Aim: Gather up every line that includes the string "page".

______

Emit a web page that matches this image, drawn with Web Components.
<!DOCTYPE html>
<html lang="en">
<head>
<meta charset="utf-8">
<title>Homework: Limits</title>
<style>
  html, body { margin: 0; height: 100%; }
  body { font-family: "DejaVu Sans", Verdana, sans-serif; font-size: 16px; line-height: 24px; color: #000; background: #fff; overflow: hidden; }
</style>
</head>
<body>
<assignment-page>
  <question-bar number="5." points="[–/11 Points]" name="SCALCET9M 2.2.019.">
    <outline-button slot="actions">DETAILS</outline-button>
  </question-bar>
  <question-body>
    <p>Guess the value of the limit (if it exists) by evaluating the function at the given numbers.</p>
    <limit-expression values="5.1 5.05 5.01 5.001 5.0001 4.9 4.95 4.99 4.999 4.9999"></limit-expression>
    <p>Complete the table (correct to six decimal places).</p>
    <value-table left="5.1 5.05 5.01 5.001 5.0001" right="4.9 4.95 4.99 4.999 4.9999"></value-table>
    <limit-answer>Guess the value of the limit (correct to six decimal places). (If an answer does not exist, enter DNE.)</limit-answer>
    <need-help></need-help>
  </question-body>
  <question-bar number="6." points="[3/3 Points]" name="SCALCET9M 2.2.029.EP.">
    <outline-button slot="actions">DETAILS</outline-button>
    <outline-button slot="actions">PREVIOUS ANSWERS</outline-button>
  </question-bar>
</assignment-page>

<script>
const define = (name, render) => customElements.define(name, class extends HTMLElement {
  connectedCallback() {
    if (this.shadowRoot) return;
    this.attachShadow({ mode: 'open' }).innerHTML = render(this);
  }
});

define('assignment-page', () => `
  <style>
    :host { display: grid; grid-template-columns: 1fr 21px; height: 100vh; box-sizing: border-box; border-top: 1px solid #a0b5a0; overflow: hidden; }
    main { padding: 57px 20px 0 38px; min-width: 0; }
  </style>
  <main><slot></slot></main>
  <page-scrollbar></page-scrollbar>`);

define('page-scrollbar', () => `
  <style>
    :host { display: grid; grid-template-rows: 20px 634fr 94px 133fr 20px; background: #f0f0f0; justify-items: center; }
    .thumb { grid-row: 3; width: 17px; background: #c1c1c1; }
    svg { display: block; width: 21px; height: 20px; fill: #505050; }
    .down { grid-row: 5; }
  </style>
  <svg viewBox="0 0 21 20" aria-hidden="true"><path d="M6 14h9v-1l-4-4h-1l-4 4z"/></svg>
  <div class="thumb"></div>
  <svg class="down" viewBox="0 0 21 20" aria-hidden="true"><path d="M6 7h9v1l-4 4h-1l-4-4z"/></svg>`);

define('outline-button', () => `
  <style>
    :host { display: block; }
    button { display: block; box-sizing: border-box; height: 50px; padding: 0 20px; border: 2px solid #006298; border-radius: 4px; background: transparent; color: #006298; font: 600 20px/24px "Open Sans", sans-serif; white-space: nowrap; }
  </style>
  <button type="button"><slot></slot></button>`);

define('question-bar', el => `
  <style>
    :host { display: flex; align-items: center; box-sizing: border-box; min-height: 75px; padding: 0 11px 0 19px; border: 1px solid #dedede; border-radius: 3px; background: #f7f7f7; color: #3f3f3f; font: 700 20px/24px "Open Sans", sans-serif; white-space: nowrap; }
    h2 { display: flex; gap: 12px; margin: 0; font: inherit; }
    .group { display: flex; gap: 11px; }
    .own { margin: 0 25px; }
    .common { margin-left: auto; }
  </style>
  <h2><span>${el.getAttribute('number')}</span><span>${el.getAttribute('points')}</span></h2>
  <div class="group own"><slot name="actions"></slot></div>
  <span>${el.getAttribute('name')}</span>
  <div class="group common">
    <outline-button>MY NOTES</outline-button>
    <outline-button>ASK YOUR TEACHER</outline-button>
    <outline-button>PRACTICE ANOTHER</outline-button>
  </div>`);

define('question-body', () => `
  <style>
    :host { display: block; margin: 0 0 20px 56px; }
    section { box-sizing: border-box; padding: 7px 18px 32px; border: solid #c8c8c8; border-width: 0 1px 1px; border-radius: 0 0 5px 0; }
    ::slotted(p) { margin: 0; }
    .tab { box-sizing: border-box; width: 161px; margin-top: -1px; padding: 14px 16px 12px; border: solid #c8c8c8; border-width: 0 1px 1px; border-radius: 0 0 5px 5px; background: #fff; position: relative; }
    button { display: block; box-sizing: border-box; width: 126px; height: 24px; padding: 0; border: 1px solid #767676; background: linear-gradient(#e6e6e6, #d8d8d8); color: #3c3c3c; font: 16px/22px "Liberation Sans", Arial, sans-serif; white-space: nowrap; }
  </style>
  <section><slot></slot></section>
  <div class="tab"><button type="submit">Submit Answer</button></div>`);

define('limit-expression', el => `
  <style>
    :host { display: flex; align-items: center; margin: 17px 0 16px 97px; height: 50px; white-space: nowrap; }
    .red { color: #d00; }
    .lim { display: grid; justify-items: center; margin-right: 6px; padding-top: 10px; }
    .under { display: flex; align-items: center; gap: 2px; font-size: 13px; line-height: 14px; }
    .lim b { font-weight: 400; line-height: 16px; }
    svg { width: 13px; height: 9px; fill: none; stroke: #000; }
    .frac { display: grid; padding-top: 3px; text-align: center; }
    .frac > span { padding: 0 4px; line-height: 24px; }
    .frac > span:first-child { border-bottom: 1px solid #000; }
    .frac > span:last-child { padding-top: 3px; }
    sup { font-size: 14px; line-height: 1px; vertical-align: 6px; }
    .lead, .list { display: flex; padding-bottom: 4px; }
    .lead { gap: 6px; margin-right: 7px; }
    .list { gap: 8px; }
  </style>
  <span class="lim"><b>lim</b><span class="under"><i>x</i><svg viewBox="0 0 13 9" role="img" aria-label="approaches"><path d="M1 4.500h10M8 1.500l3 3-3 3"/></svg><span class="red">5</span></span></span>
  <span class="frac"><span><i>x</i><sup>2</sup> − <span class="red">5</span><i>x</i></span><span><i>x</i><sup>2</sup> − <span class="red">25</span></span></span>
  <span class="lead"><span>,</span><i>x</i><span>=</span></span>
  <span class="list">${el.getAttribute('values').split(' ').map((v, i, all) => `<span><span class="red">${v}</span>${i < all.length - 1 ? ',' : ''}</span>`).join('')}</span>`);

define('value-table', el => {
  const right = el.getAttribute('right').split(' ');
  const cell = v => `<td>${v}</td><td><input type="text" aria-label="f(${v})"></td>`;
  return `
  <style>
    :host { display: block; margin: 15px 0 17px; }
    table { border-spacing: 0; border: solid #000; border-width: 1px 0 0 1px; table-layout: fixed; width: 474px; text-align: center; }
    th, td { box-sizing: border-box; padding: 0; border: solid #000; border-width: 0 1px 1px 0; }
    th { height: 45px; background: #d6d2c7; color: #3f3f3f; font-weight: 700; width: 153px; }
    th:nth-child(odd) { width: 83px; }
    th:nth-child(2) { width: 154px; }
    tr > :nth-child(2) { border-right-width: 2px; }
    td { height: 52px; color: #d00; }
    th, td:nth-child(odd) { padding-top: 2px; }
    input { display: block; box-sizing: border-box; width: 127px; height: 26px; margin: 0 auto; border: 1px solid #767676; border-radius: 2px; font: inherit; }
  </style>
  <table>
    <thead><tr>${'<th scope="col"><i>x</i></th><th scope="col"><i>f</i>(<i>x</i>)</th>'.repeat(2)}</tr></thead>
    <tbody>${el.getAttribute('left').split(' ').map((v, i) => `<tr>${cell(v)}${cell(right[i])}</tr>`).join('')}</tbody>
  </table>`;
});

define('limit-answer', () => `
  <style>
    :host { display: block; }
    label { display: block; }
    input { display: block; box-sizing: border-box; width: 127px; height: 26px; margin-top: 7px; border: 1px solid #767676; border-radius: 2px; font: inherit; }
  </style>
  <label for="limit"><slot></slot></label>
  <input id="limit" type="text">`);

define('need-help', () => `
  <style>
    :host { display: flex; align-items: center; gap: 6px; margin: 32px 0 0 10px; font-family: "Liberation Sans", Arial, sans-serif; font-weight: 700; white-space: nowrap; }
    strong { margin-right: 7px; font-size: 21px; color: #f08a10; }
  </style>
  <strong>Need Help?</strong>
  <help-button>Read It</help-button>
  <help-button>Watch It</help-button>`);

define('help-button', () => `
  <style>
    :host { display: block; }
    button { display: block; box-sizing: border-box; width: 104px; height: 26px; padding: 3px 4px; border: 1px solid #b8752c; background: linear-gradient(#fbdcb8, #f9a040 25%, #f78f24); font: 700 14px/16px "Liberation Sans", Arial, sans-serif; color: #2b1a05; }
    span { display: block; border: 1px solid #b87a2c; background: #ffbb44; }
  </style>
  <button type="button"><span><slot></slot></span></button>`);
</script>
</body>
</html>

______

Result:
Emit a web page that matches this image, drawn with Web Components.
<assignment-page>
</assignment-page>
define('assignment-page', () => `
  <page-scrollbar></page-scrollbar>`);
define('page-scrollbar', () => `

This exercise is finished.